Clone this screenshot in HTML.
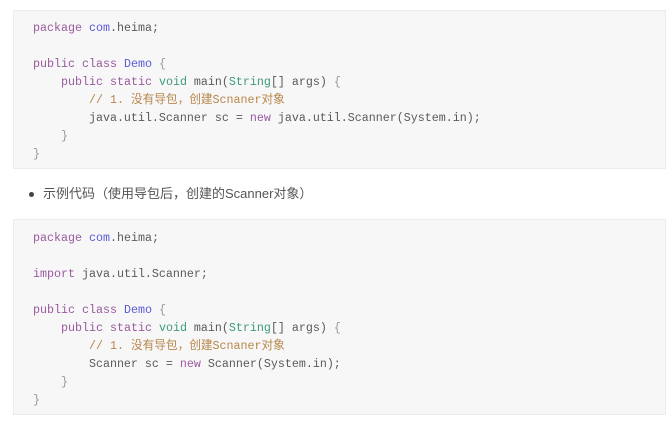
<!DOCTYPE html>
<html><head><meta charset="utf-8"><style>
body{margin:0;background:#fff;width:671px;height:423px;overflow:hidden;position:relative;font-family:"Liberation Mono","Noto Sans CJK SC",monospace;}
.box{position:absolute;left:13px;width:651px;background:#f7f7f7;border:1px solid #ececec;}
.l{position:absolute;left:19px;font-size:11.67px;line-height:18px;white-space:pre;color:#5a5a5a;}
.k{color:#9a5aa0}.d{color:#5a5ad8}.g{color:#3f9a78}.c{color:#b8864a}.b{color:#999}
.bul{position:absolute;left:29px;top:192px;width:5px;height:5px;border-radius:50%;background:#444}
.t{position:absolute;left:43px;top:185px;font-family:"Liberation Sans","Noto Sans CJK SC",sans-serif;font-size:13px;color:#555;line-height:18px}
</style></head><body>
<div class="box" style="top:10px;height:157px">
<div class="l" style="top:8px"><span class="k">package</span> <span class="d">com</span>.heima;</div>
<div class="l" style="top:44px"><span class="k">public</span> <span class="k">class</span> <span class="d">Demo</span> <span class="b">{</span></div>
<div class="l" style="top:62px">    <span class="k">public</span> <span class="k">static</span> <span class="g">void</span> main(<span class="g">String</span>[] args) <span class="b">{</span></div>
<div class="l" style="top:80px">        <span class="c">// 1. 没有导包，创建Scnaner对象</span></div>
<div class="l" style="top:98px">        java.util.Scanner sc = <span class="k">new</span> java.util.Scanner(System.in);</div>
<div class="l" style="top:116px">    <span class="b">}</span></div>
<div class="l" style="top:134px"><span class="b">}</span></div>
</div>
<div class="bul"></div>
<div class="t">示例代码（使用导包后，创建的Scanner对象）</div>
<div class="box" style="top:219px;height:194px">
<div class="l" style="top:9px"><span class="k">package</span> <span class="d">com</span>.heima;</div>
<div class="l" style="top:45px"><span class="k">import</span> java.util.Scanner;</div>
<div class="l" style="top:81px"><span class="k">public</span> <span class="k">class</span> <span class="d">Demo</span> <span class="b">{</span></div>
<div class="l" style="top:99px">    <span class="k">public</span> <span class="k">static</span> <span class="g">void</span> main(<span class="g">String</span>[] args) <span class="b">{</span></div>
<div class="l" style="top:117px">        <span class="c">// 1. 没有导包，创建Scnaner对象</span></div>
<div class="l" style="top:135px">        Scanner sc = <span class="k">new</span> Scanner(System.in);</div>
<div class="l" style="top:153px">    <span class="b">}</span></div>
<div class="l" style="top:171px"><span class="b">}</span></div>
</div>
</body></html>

----

(Goal of the exercise)
Write out the listing word for word, omitting the pictures it holds.

(Task output)
Clone this screenshot in HTML.
<!DOCTYPE html>
<html><head><meta charset="utf-8"><style>
body{margin:0;background:#fff;width:671px;height:423px;overflow:hidden;position:relative;font-family:"Liberation Mono","Noto Sans CJK SC",monospace;}
.box{position:absolute;left:13px;width:651px;background:#f7f7f7;border:1px solid #ececec;}
.l{position:absolute;left:19px;font-size:11.67px;line-height:18px;white-space:pre;color:#5a5a5a;}
.k{color:#9a5aa0}.d{color:#5a5ad8}.g{color:#3f9a78}.c{color:#b8864a}.b{color:#999}
.bul{position:absolute;left:29px;top:192px;width:5px;height:5px;border-radius:50%;background:#444}
.t{position:absolute;left:43px;top:185px;font-family:"Liberation Sans","Noto Sans CJK SC",sans-serif;font-size:13px;color:#555;line-height:18px}
</style></head><body>
<div class="box" style="top:10px;height:157px">
<div class="l" style="top:8px"><span class="k">package</span> <span class="d">com</span>.heima;</div>
<div class="l" style="top:44px"><span class="k">public</span> <span class="k">class</span> <span class="d">Demo</span> <span class="b">{</span></div>
<div class="l" style="top:62px">    <span class="k">public</span> <span class="k">static</span> <span class="g">void</span> main(<span class="g">String</span>[] args) <span class="b">{</span></div>
<div class="l" style="top:80px">        <span class="c">// 1. 没有导包，创建Scnaner对象</span></div>
<div class="l" style="top:98px">        java.util.Scanner sc = <span class="k">new</span> java.util.Scanner(System.in);</div>
<div class="l" style="top:116px">    <span class="b">}</span></div>
<div class="l" style="top:134px"><span class="b">}</span></div>
</div>
<div class="bul"></div>
<div class="t">示例代码（使用导包后，创建的Scanner对象）</div>
<div class="box" style="top:219px;height:194px">
<div class="l" style="top:9px"><span class="k">package</span> <span class="d">com</span>.heima;</div>
<div class="l" style="top:45px"><span class="k">import</span> java.util.Scanner;</div>
<div class="l" style="top:81px"><span class="k">public</span> <span class="k">class</span> <span class="d">Demo</span> <span class="b">{</span></div>
<div class="l" style="top:99px">    <span class="k">public</span> <span class="k">static</span> <span class="g">void</span> main(<span class="g">String</span>[] args) <span class="b">{</span></div>
<div class="l" style="top:117px">        <span class="c">// 1. 没有导包，创建Scnaner对象</span></div>
<div class="l" style="top:135px">        Scanner sc = <span class="k">new</span> Scanner(System.in);</div>
<div class="l" style="top:153px">    <span class="b">}</span></div>
<div class="l" style="top:171px"><span class="b">}</span></div>
</div>
</body></html>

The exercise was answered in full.